Mária é, sem dúvida, a personagem mais fascinante do filme. A intérprete, Alexandra Bórbely, consegue exprimir todo o desajuste psicológico da personagem, refletido na quase inexistência de interações sociais duradouras, em face fixa e corpo teso, quase sem movimentos espontâneos. A imaturidade emocional de Mária é tanta que, no princípio da paixão por Endre, começa a simular os encontros com o amado com seus brinquedos guardados e, não podendo conter a ascendente do sentimento, consulta seu antigo terapeuta infantil (!), que se exaspera e implora que ela, por favor, se consulte com um terapeuta de adultos (Mária também considera muito inapropriado que a chamem pelo diminutivo).

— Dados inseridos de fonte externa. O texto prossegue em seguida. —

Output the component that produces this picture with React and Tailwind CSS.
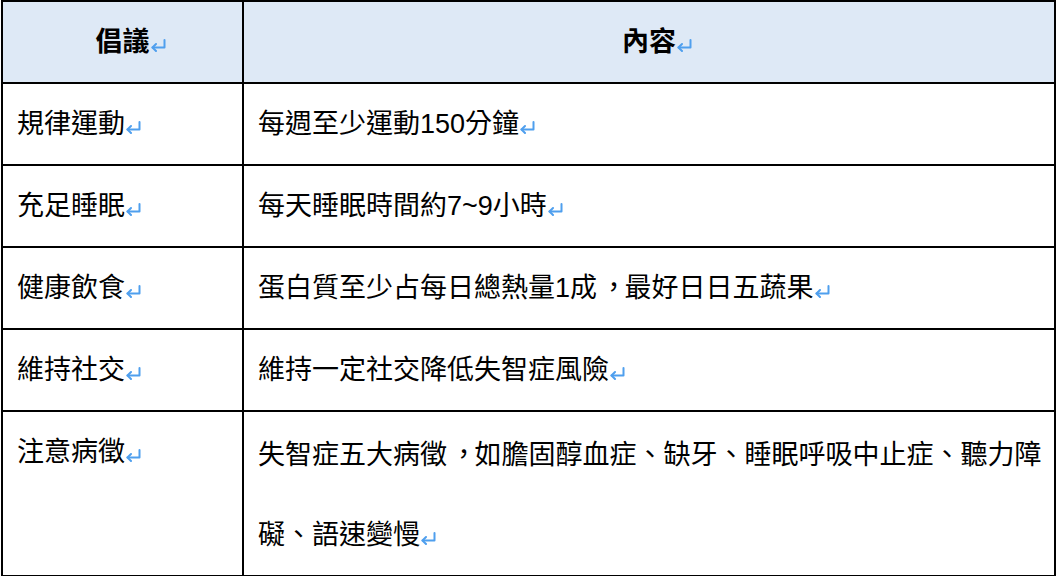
const Comma = () => (
  <span className="inline-block ml-[10px] mr-[4px] [font-feature-settings:'halt']">，</span>
);

const rows = [
  { tip: "規律運動", body: "每週至少運動150分鐘" },
  { tip: "充足睡眠", body: "每天睡眠時間約7~9小時" },
  {
    tip: "健康飲食",
    body: (
      <>
        蛋白質至少占每日總熱量1成<Comma />最好日日五蔬果
      </>
    ),
  },
  { tip: "維持社交", body: "維持一定社交降低失智症風險" },
];

// Word-style paragraph mark
function Mark({ hang }) {
  return (
    <svg
      width="17"
      height="13"
      viewBox="0 0 17 13"
      className={`inline-block align-[-1px] ${hang ? "mr-[-17px]" : ""}`}
      fill="none"
      stroke="#4f9fee"
      strokeWidth="2"
      strokeLinecap="round"
      strokeLinejoin="round"
    >
      <path d="M14.5 1 V8.5 H2.5" />
      <path d="M6 5 L2.5 8.5 L6 12" />
    </svg>
  );
}

export default function App() {
  return (
    <div
      lang="zh-TW"
      className="w-[1056px] h-[576px] bg-white text-black overflow-hidden"
      style={{ fontFamily: '"Liberation Sans", "Noto Sans CJK TC", sans-serif' }}
    >
      <table className="ml-px w-[1055px] border-collapse border-2 border-black text-[27px] leading-[80px] table-fixed">
        <colgroup>
          <col className="w-[241px]" />
          <col />
        </colgroup>
        <thead>
          <tr className="bg-[#dee9f6]">
            <th className="border-2 border-black font-bold text-center px-4">
              倡議
              <Mark hang />
            </th>
            <th className="border-2 border-black font-bold text-center px-4">
              內容
              <Mark hang />
            </th>
          </tr>
        </thead>
        <tbody>
          {rows.map((r) => (
            <tr key={r.tip}>
              <td className="border-2 border-black pl-[14px] pr-2 align-top">
                {r.tip}
                <Mark />
              </td>
              <td className="border-2 border-black pl-[14px] pr-2 align-top whitespace-nowrap">
                {r.body}
                <Mark />
              </td>
            </tr>
          ))}
          <tr>
            <td className="border-2 border-black pl-[14px] pr-2 align-top">
              注意病徵
              <Mark />
            </td>
            <td className="border-2 border-black pl-[14px] pr-2 pt-[3px] align-top whitespace-nowrap">
              失智症五大病徵<Comma />如膽固醇血症、缺牙、睡眠呼吸中止症、聽力障
              <br />
              礙、語速變慢
              <Mark />
            </td>
          </tr>
        </tbody>
      </table>
    </div>
  );
}
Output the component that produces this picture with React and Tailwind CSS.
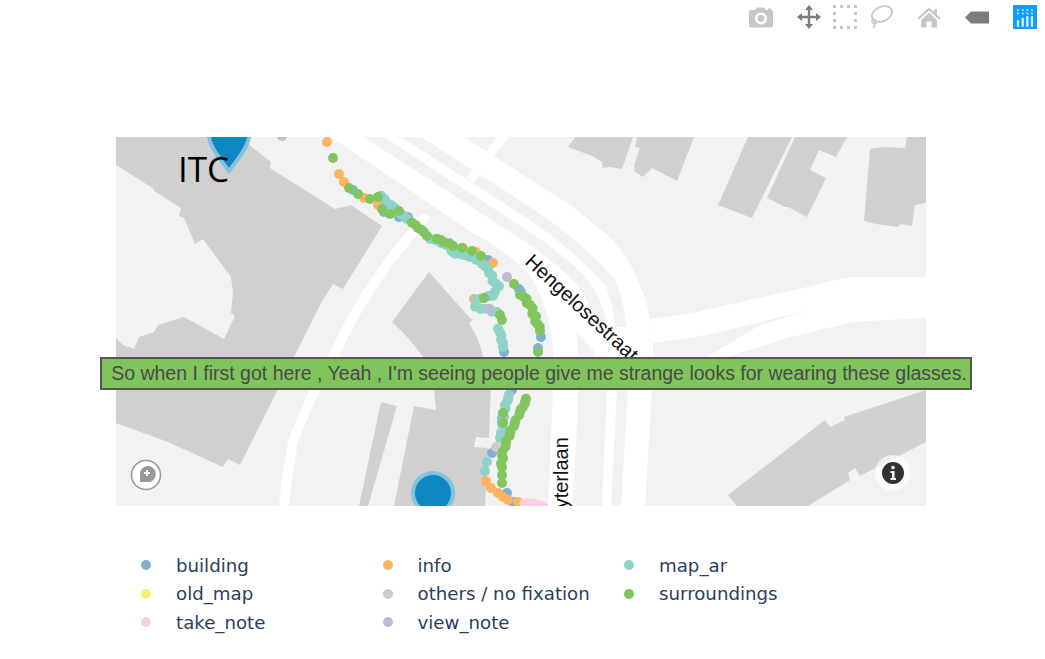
import React from 'react';

const colors = {
  building: '#80b1d3',
  info: '#fdb462',
  map_ar: '#8dd3c7',
  old_map: '#ffed6f',
  others: '#cccccc',
  surroundings: '#82c55f',
  take_note: '#fccde5',
  view_note: '#bebada',
};

const legend = [
  ['building', 'building'],
  ['info', 'info'],
  ['map_ar', 'map_ar'],
  ['old_map', 'old_map'],
  ['others', 'others / no fixation'],
  ['surroundings', 'surroundings'],
  ['take_note', 'take_note'],
  ['view_note', 'view_note'],
];

const buildings = [
  '116,137 240,137 253,148 271,162 270,168 335,209 351,205 382,226 343,289 333,284 321,303 294,357 278,389 240,465 228,459 223,467 168,442 116,423',
  '568,147 592,156 602,162 603,168 610,167 622,169 633,137 575,137',
  '637,137 635,147 640,148 634,165 635,172 643,177 652,168 677,181 694,137',
  '748,137 792,137 752,218 718,205',
  '795,137 847,137 836,157 819,150 810,170 826,178 807,217 788,207 785,207 767,198',
  '870,149 883,147 905,148 907,137 926,137 926,203 915,205 912,226 900,224 898,227 876,224 864,221',
  '728,495 825,420 830,427 845,420 844,417 926,390 926,442 860,476 855,468 848,473 850,480 808,506 737,506',
  '381,402 397,406 368,506 359,506',
];

// fills a walked stretch with dots, with a small wobble so it doesn't read as a line
function trace(points, step = 4) {
  const dots = [];
  for (let i = 0; i < points.length - 1; i++) {
    const [x1, y1] = points[i];
    const [x2, y2] = points[i + 1];
    const n = Math.max(1, Math.round(Math.hypot(x2 - x1, y2 - y1) / step));
    for (let j = 0; j < n; j++) {
      const wobble = ((i + j * 7) % 3) - 1;
      dots.push([x1 + ((x2 - x1) * j) / n + wobble, y1 + ((y2 - y1) * j) / n - wobble * 0.7]);
    }
  }
  dots.push(points[points.length - 1]);
  return dots;
}

const mapAr = [
  ...trace([[382, 195], [387, 203], [394, 209], [401, 213], [407, 219]]),
  ...trace([[431, 238], [441, 243], [449, 248], [456, 253], [464, 255], [474, 257], [483, 263], [489, 273], [498, 287], [494, 295], [483, 298], [475, 301], [476, 306], [481, 309], [489, 310], [497, 312]]),
  ...trace([[499, 328], [501, 340], [503, 347]]),
  ...trace([[510, 394], [505, 405], [503, 418], [502, 432], [500, 438]]),
  [487, 462],
  [485, 471],
];
const building = [
  [353, 190], [384, 212], [399, 217], [408, 217], [488, 260], [519, 289], [521, 292], [504, 352], [541, 337], [538, 348],
  [512, 390], [523, 407], [502, 418], [492, 453], [507, 493], [513, 502],
];
const info = [
  [327, 142], [339, 174], [344, 182], [364, 198], [378, 205], [463, 248], [476, 252], [493, 263], [474, 299],
  [486, 481], [491, 488], [498, 493], [503, 497], [508, 500], [518, 502],
];
const surroundings = [
  [333, 158], [349, 188], [358, 194], [370, 199], [378, 197], [382, 209], [390, 214], [399, 211],
  ...trace([[413, 222], [418, 228], [423, 233], [427, 236]]),
  ...trace([[438, 238], [444, 242], [453, 246]]),
  [462, 248], [472, 251], [481, 256], [484, 298],
  [500, 315], [502, 320],
  [514, 284],
  ...trace([[521, 294], [530, 305], [535, 317], [540, 331]]),
  [538, 352],
  ...trace([[527, 398], [520, 412], [513, 427], [507, 440], [502, 455], [502, 467]]),
  [502, 475], [502, 483], [503, 413], [503, 423],
];

function Dots({ points, color }) {
  return points.map(([x, y], i) => <circle key={i} cx={x} cy={y} r="5" fill={color} />);
}

function MapDrawing() {
  return (
    <svg width="810" height="369" viewBox="116 137 810 369" className="block">
      <rect x="116" y="137" width="810" height="369" fill="#f2f2f2" />

      {/* roads */}
      <path d="M331,137 L473,233 Q505,250 530,275 Q548,305 553,345 L553,390 L548,506 L645,506 L652,390 L650,319 Q640,270 613,240 Q590,220 570,205 L520,173 L464,137 Z" fill="#fff" />
      <path d="M650,319 L693,313 L820,284 Q840,278 853,277 L926,277 L926,318 L853,322 L787,338 L727,357 L690,389 L652,390 Z" fill="#fff" />
      <polygon points="653,343 707,335 810,310 760,325 707,357 690,375 653,389" fill="#f2f2f2" />
      <polygon points="577,333 595,352 593,390 607,390 602,506 572,506 578,412 578,357" fill="#f2f2f2" />
      <polygon points="617,390 628,390 621,506 611,506" fill="#f2f2f2" />
      <path d="M360,128 L374,137 L520,232 Q553,253 580,279 Q597,300 603,330" fill="none" stroke="#f2f2f2" strokeWidth="11" />
      <path d="M397,128 L411,137 L520,207 Q570,238 610,282 Q618,300 621,327" fill="none" stroke="#f2f2f2" strokeWidth="11" />
      <path d="M510,128 L470,180" fill="none" stroke="#fff" strokeWidth="9" />
      <path d="M424,219 Q365,285 333,357 Q310,395 293,442 Q287,475 284,506" fill="none" stroke="#fff" strokeWidth="10" strokeLinecap="round" />

      {/* buildings */}
      {buildings.map((points) => (
        <polygon key={points} points={points} fill="#d1d0ce" />
      ))}
      <polygon points="116,165 154,189 154,191 181,208 179,216 184,218 195,244 203,239 231,277 233,293 231,313 235,316 224,339 184,317 158,325 154,332 139,337 134,349 123,345 116,338" fill="#f2f2f2" />
      <path d="M429,272 L469,317 L473,320 L469,323 Q480,340 483,357 Q491,375 491,389 L489,438 L476,437 L474,447 L488,448 L485,506 L394,506 L414,406 L436,410 L434,389 Q430,370 423,357 Q410,338 392,322 Z" fill="#d1d0ce" />

      {/* fixations */}
      <Dots points={building} color={colors.building} />
      <Dots points={info} color={colors.info} />
      <Dots points={mapAr} color={colors.map_ar} />
      <Dots points={[[496, 447]]} color={colors.others} />
      <Dots points={[[282, 136], [507, 277], [489, 309]]} color={colors.view_note} />
      <Dots points={surroundings} color={colors.surroundings} />
      <path d="M524,503 Q535,502 544,507" fill="none" stroke={colors.take_note} strokeWidth="9" strokeLinecap="round" />

      {/* pins */}
      <path d="M207,130 V137 C208,148 222,165 229,174 C236,165 250,148 251,137 V130 Z" fill="#84c1e0" />
      <path d="M211,130 V137 C212,146 224,161 229,168 C234,161 246,146 247,137 V130 Z" fill="#0f87c0" />
      <circle cx="433" cy="493" r="22" fill="#84c1e0" />
      <circle cx="433" cy="493" r="18" fill="#0f87c0" />

      {/* map labels */}
      <text x="178" y="182" fontSize="35" fill="#000" fontFamily="'Open Sans', sans-serif">ITC</text>
      <text x="0" y="0" fontSize="20" fill="#111" fontFamily="'Liberation Sans', sans-serif" transform="translate(524,263) rotate(43)">Hengelosestraat</text>
      <text x="0" y="0" fontSize="20" fill="#111" fontFamily="'Liberation Sans', sans-serif" transform="translate(568,565) rotate(-90)">De Ruyterlaan</text>

      {/* map logo */}
      <circle cx="146" cy="475" r="14.5" fill="#fff" stroke="#999" strokeWidth="1.6" />
      <path d="M140,482 L140,475 A8,8 0 1 1 147,482 Z" fill="#999" />
      <path d="M147,470 V476 M144,473 H150" stroke="#fff" strokeWidth="1.8" />

      {/* info button */}
      <circle cx="893" cy="473" r="18" fill="#fff" fillOpacity="0.65" />
      <circle cx="893" cy="473" r="11" fill="#333" />
      <circle cx="893" cy="467.5" r="1.8" fill="#fff" />
      <path d="M890.5,471 H894.5 V478 H896 V480 H890.5 V478 H892 V473 H890.5 Z" fill="#fff" />
    </svg>
  );
}

function CameraIcon() {
  return (
    <svg width="24" height="24" viewBox="0 0 24 24">
      <path fillRule="evenodd" fill="#c7c7c7" d="M2,5 H6 L8,2.5 H15 L17,5 H19 V3.5 H22 V5 Q24,5 24,7 V20 Q24,22.5 22,22.5 H2 Q0,22.5 0,20 V7 Q0,5 2,5 Z M12,7.5 A6,6 0 1 0 12,19.5 A6,6 0 1 0 12,7.5 Z" />
      <circle cx="12" cy="13.5" r="3.4" fill="#c7c7c7" />
    </svg>
  );
}

function PanIcon() {
  return (
    <svg width="24" height="24" viewBox="0 0 24 24">
      <path d="M12,3 V21 M3,12 H21" stroke="#7c7c7c" strokeWidth="2.4" />
      <path d="M12,0 L16,5 H8 Z M12,24 L16,19 H8 Z M0,12 L5,8 V16 Z M24,12 L19,8 V16 Z" fill="#7c7c7c" />
    </svg>
  );
}

function SelectIcon() {
  return (
    <svg width="24" height="24" viewBox="0 0 24 24">
      <g fill="#c7c7c7">
        {[0, 7, 14, 21].map((p) => (
          <React.Fragment key={p}>
            <rect x={p} y="0" width="3" height="3" />
            <rect x={p} y="21" width="3" height="3" />
            <rect x="0" y={p} width="3" height="3" />
            <rect x="21" y={p} width="3" height="3" />
          </React.Fragment>
        ))}
      </g>
    </svg>
  );
}

function LassoIcon() {
  return (
    <svg width="24" height="24" viewBox="0 0 24 24">
      <ellipse cx="13" cy="9" rx="10.5" ry="7.2" transform="rotate(-24 13 9)" fill="none" stroke="#c7c7c7" strokeWidth="1.8" />
      <path d="M3,13 Q7,15 6,18 Q5,21 4.5,23.5 M2.5,15 Q4,20 8,18" fill="none" stroke="#c7c7c7" strokeWidth="1.6" />
    </svg>
  );
}

function HomeIcon() {
  return (
    <svg width="24" height="24" viewBox="0 0 24 24">
      <path fill="#c7c7c7" d="M12,2.5 L17,7 V4 H20 V9.5 L23.5,13 L22,14.5 L12,5.5 L2,14.5 L0.5,13 Z M4,15 L12,7.5 L20,15 V22.5 H14.5 V16.5 H9.5 V22.5 H4 Z" />
    </svg>
  );
}

function BackIcon() {
  return (
    <svg width="24" height="24" viewBox="0 0 24 24">
      <path fill="#7c7c7c" d="M0,12.5 L6,6.5 H24 V18.5 H6 Z" />
    </svg>
  );
}

function PlotlyIcon() {
  return (
    <svg width="24" height="24" viewBox="0 0 24 24" className="bg-[#119dff]">
      <path d="M5,16 V21 M9.7,13.5 V21 M14.3,12 V21 M19,12 V21" stroke="#fff" strokeWidth="2.2" strokeLinecap="round" opacity="0.9" />
      <g fill="#fff" opacity="0.75">
        <circle cx="5" cy="5" r="1.1" />
        <circle cx="9.7" cy="5" r="1.1" />
        <circle cx="14.3" cy="5" r="1.1" />
        <circle cx="19" cy="5" r="1.1" />
        <circle cx="5" cy="8.5" r="1.1" />
        <circle cx="9.7" cy="8.5" r="1.1" />
        <circle cx="14.3" cy="8.5" r="1.1" />
        <circle cx="19" cy="8.5" r="1.1" />
      </g>
    </svg>
  );
}

function App() {
  return (
    <div className="w-[1045px] h-[659px] bg-white overflow-hidden">
      <div className="flex justify-end gap-6 pt-[5px] pr-2 h-[34px]">
        <CameraIcon />
        <div className="flex gap-3">
          <PanIcon />
          <SelectIcon />
          <LassoIcon />
        </div>
        <HomeIcon />
        <BackIcon />
        <PlotlyIcon />
      </div>

      <div className="relative w-[810px] h-[369px] ml-[116px] mt-[103px]">
        <MapDrawing />
        <div className="absolute left-[-16px] top-[220px] w-[872px] h-[33px] flex items-center justify-center pl-[6px] whitespace-nowrap bg-[#80c45c] border-2 border-[#555] text-[#4a4a4a] text-[19.5px] font-['Liberation_Sans',sans-serif]">
          So when I first got here , Yeah , I'm seeing people give me strange looks for wearing these glasses.
        </div>
      </div>

      <div className="grid grid-cols-[241.5px_241.5px_241.5px] ml-[141px] mt-[45px] font-['DejaVu_Sans',sans-serif] text-[18.2px] text-[#2a3f5f]">
        {legend.map(([key, name]) => (
          <div key={key} className="flex items-center h-[28.5px]">
            <svg width="10" height="10" viewBox="0 0 10 10" className="shrink-0 mr-[25px]">
              <circle cx="5" cy="5" r="5" fill={colors[key]} />
            </svg>
            <span>{name}</span>
          </div>
        ))}
      </div>
    </div>
  );
}

export default App;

A descoberta do sonho em comum com o homem por quem se apaixona (paixão correspondida, diga-se) é a válvula de escape e a tábua de salvação (Esta expressão, conforme uma das cenas finais aponta, é menos messiânico do que parece) para uma alma atormentada pelo primeiro amor de uma vida (A personagem, na casa dos trinta, provavelmente nunca experimentou qualquer contato físico com um homem antes).

O clímax é, sem dúvida, a tão esperada relação sexual de ambos, que se consuma em um resfolegar animalesco, o animal da floresta incorporando-se ao capitalista de Budapeste no corpo de Endre, sob o olhar sempre ambíguo, mas cúmplice, de Mária. Por fim, é uma história que se pretende universal, de certo modo atemporal. Em tempos de pós-modernidade líquida, multiculturalismo, movimentos identitários, fogo e fúria de cabelos eriçados, encanta acompanhar dois indivíduos que fazem um esforço genuíno de suplantarem as muitas diferenças que os separam em nome de um interesse maior que os une — mesmo que a história padeça de uma visão do amor romântico como esperança última de existências humanas fraturadas, o sopro animador da vida. Endre e Mária continuarão idiossincráticos, taciturnos, perturbados, mas o intenso do amor os aproxima, e tão logo a relação se efetiva, a conjunção do sonho se apaga e eles não precisam mais sonhar suas existências, pulsantes que estão ao toque do ser amado. Fundiram-se numa só as duas instâncias: corpoalma.